The bubble has caused land prices
in China to double in five years, according to an estimate by Nomura, a
Japanese bank. Outstanding credit surged from 130 percent of the
economy in 2008 to 200 percent in 2013, according to Capital Economics, a
forecasting firm.
When debt
has built up that fast in the past — as in the United States during the
housing bubble — financial crises have typically followed.
"That should be setting alarm bells off," said Mark Williams, chief Asia economist at Capital Economics.
When
debt finances excessive building, eventually too few people or
companies are willing to buy all the houses, apartments and offices.
That can send prices sinking and trigger loan defaults by developers and
property owners. Banks typically then curtail lending, thereby slowing
growth.
Most economists think
China's government would bail out its state owned banks and provide
enough money so they could continue lending. It would also support any
companies whose bankruptcy would threaten growth.
"I don't think anybody important is going to be allowed to go broke," Cheney said.
China's government has adopted a
reform program intended to strengthen its financial sector and transform
its economy with more consumer spending and less dependence on
construction and investment.
The IMF said those efforts could make growth more sustainable and boost consumption. But it said progress "remains incomplete."
Premier
Li Keqiang, China's top economic official, promised in March to give
market forces a "decisive role" in allocating loans. Days later, the
government let a corporate bond default for the first time, rather than
bailing out the investors, to encourage more market discipline.
Also
that month, China cleared the way for the first five privately owned
banks. The government hopes they will lend more to entrepreneurs and
private businesses and provide competition for the state-owned giants.
The
measures are having some effect. New lending slowed in March. And the
expansion of China's money supply rose at its slowest rate since 1997.
Home sales in the first quarter declined 5.7 percent from a year
earlier.
But there's been a
cost to China and the global economy. The economy's growth slowed to 7.4
percent in the first three months of the year, compared with a year
ago. That was down from 7.7 percent in last year's fourth quarter. While
still far ahead of developed economies such as the United States, that
rate was well below the double-digit growth China had enjoyed for
decades.
The AP survey collected the views
of private, corporate and academic economists on a range of issues.
Most said they thought China's slowdown posed a threat to countries that
ship huge amounts of commodities — including iron ore and copper — to
China. Among them, Canada, Brazil, Indonesia and Australia have already
felt the sting.
Sun Wong Sohn,
an economics professor at California State University's Smith School of
Business, estimated that each percentage point decline in China's
growth rate shaved about 0.3 percentage point from global growth.
Consumption
accounts for only 55 percent of China's growth, the government said
last year. That compares with 70 percent in the United States. But if
China's government succeeds in its reforms, it could benefit U.S.

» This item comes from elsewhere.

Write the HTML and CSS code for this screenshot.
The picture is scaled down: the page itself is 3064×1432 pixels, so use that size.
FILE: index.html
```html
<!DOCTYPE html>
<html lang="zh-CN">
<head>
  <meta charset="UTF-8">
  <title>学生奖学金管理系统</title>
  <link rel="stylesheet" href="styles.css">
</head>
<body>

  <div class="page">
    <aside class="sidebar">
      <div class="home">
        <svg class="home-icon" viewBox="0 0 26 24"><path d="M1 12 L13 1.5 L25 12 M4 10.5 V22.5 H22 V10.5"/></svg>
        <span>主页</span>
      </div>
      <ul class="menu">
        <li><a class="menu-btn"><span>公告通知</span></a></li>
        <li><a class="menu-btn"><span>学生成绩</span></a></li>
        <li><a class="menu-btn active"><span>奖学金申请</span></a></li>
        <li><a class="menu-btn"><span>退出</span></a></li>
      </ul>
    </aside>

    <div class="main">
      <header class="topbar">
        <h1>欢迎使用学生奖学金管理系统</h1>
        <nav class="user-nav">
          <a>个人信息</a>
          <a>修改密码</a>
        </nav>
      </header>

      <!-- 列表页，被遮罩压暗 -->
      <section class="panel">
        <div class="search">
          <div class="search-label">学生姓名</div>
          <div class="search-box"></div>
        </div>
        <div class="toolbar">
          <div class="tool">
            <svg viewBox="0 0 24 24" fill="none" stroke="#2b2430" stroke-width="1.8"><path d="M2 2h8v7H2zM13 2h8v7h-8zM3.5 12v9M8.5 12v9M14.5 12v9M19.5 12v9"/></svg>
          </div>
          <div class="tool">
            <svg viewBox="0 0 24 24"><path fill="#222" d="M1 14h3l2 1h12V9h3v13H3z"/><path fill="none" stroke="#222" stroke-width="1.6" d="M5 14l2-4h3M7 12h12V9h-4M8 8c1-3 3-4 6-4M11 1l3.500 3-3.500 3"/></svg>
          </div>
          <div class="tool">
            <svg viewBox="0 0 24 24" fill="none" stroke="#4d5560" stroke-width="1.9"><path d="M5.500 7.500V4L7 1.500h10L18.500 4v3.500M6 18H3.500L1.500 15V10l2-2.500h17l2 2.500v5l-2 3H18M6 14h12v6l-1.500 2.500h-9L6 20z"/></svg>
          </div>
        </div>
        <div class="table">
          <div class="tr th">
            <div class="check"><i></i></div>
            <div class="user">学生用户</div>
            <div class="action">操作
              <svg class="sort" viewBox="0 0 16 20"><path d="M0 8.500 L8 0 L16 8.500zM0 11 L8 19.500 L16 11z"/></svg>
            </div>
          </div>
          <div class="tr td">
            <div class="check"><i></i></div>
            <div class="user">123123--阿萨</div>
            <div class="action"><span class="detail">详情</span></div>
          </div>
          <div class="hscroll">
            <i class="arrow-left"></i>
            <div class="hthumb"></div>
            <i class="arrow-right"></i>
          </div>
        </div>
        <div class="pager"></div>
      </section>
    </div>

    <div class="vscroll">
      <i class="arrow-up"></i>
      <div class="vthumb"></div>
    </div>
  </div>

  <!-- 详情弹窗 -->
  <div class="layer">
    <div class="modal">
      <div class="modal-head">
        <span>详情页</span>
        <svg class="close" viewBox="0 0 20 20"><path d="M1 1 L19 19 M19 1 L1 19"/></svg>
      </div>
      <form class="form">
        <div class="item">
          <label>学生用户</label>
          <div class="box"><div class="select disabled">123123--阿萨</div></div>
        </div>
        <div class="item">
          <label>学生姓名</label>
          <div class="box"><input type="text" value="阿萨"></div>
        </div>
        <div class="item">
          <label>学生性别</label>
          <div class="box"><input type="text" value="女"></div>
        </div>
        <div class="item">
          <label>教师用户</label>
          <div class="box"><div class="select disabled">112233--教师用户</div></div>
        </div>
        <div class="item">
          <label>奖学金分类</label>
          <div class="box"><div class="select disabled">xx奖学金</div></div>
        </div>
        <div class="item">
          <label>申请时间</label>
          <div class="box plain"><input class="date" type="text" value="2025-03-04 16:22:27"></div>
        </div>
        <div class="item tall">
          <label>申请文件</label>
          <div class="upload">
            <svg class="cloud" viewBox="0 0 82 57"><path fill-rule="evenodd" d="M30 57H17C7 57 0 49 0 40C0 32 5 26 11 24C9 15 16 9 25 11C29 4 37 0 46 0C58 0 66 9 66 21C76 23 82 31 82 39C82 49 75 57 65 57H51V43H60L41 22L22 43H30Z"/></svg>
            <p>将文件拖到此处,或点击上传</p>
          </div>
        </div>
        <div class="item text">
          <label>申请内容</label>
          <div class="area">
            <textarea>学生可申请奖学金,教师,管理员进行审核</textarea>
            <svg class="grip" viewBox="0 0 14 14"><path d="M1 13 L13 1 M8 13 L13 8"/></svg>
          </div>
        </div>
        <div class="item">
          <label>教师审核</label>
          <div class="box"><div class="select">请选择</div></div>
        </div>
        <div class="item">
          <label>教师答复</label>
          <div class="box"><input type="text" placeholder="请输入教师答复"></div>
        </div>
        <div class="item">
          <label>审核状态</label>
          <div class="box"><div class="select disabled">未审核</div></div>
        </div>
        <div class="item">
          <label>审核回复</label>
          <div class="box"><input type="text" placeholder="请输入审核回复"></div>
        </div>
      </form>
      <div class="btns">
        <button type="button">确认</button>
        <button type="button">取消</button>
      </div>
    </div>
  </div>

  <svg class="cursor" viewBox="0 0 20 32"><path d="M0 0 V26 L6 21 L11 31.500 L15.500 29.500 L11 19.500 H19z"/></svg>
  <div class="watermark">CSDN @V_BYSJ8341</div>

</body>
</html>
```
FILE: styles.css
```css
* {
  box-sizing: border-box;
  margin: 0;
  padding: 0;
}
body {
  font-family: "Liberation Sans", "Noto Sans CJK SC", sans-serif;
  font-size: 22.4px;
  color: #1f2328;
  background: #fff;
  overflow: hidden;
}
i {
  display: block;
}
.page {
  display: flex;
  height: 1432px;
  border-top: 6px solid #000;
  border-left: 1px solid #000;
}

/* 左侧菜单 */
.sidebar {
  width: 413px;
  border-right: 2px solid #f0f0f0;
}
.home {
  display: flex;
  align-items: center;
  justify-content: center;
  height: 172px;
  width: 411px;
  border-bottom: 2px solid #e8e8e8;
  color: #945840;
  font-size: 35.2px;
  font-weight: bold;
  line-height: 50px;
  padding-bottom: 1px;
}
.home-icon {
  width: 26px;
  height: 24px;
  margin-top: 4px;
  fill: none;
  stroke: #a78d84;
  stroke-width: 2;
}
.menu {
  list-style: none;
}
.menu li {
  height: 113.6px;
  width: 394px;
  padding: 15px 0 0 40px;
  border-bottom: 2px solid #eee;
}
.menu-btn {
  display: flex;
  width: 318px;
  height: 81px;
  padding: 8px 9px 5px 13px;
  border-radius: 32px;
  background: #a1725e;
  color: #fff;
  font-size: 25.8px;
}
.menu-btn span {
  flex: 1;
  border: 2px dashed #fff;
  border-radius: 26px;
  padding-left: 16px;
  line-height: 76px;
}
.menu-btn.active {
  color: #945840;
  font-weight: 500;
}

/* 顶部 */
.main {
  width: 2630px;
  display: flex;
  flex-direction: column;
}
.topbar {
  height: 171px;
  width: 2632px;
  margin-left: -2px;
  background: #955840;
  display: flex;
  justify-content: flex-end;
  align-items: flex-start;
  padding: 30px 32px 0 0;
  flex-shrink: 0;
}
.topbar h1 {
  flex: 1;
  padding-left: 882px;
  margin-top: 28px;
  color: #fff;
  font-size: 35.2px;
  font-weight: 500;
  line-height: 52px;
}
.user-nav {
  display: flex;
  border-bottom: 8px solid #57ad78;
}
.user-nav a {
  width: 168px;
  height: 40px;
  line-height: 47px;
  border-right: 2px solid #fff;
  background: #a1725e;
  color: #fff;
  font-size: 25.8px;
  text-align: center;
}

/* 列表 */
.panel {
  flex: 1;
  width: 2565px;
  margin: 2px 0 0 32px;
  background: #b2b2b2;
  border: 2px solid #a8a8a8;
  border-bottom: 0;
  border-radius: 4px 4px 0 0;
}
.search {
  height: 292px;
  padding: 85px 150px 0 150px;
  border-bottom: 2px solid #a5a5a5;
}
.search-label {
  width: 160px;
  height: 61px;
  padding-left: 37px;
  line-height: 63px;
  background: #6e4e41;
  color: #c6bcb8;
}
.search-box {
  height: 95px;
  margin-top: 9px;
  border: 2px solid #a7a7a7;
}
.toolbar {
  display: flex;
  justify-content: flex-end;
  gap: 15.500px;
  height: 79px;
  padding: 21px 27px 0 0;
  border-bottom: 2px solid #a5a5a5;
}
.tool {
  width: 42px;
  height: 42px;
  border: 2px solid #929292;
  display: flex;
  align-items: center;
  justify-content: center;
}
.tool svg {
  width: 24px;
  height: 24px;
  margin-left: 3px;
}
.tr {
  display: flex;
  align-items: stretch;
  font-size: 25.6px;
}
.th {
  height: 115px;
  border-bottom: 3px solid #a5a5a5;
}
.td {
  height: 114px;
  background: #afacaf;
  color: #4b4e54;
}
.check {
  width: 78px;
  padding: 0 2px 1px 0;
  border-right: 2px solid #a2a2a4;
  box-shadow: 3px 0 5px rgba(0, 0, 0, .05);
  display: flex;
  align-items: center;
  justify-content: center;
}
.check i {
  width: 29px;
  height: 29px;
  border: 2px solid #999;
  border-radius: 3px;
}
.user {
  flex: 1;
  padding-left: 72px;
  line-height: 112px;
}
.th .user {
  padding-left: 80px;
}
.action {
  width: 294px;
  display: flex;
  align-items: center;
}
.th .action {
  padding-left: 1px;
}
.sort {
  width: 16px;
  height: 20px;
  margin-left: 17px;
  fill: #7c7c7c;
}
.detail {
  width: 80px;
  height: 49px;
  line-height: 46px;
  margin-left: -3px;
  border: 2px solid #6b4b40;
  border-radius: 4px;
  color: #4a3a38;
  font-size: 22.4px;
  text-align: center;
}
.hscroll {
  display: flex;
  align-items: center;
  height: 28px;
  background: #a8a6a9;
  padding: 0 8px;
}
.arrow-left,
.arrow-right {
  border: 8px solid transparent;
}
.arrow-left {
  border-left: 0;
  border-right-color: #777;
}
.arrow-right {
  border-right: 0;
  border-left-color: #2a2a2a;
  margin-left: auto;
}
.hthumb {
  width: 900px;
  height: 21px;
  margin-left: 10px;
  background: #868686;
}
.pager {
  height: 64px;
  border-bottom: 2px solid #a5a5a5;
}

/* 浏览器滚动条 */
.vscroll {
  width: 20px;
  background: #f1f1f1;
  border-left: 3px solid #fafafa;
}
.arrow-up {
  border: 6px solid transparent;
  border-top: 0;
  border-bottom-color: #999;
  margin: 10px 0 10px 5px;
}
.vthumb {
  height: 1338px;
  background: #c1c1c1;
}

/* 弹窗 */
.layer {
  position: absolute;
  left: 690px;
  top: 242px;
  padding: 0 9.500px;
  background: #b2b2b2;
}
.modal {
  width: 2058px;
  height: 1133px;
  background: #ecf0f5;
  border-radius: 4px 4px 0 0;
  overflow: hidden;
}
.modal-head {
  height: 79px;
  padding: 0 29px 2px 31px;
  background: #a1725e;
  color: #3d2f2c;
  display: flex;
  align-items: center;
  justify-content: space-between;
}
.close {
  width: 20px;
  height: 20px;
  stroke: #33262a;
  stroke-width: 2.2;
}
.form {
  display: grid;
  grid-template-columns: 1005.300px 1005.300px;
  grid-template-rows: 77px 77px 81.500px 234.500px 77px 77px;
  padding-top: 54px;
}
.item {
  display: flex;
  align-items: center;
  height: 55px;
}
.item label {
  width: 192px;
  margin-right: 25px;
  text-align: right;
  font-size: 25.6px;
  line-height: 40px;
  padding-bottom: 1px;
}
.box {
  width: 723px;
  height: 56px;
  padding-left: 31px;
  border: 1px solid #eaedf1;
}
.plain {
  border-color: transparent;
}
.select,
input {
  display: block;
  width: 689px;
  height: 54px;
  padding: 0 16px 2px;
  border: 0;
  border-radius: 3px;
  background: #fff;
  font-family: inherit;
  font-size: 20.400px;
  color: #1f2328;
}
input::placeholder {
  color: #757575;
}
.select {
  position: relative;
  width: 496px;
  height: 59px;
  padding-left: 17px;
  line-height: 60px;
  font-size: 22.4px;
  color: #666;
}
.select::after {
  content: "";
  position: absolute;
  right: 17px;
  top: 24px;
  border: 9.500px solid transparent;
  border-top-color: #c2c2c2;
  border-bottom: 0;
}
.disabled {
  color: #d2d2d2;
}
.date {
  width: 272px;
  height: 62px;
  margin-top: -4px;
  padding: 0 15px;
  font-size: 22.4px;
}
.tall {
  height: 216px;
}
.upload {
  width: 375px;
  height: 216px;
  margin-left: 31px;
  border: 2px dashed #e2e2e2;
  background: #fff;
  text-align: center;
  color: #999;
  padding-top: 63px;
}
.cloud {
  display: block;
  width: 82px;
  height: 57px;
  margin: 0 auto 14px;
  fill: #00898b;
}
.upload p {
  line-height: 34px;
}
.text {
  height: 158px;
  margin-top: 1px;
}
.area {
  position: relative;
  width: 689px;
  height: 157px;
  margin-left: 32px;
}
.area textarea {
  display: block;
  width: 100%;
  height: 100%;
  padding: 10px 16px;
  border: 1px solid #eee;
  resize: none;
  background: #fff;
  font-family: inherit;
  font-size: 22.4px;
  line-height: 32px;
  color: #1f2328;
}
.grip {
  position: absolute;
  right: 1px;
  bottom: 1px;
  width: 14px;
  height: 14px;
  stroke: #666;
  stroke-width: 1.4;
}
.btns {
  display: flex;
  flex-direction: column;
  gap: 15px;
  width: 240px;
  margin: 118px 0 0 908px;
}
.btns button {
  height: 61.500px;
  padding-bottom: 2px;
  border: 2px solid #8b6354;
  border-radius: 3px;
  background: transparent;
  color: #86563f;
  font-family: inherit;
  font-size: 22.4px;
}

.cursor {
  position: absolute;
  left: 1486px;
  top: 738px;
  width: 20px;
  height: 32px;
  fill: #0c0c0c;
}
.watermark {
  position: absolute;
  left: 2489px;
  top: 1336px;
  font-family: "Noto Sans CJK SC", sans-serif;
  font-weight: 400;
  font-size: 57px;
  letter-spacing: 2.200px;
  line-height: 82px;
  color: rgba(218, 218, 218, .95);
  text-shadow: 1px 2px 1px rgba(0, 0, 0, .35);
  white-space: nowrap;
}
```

companies by enabling more Chinese consumers to buy U.S. goods and
services.
"It's what we've
been calling on them to do," said Phillip Swagel, an economics professor
at the University of Maryland and former Treasury Department official.
Among the economists' other views that emerged from the AP survey:
—
The United States would benefit from lifting a government ban on
exporting crude oil and promoting more natural gas exports. Oil and gas
drilling has boomed in recent years in North Dakota, Pennsylvania and
other states, prompting oil companies to call for a lifting of the ban.
—
U.S. economic growth and hiring will pick up in the second half of the
year. The economy is expected to grow at an annual rate of 3.1 percent
from July through December, up from only 2.3 percent in the first half
of the year. And the unemployment rate will fall to 6.2 percent by the
end of this year, they forecast. The rate is now 6.7 percent.
—
Federal Reserve Chair Janet Yellen will manage the unwinding of the
Fed's stimulus programs without causing a surge in interest rates or
panicking investors. Nearly three-quarters of the economists said they
were "somewhat confident" in Yellen's ability to do so. Six were "very
confident." Only two said they were "not confident at all."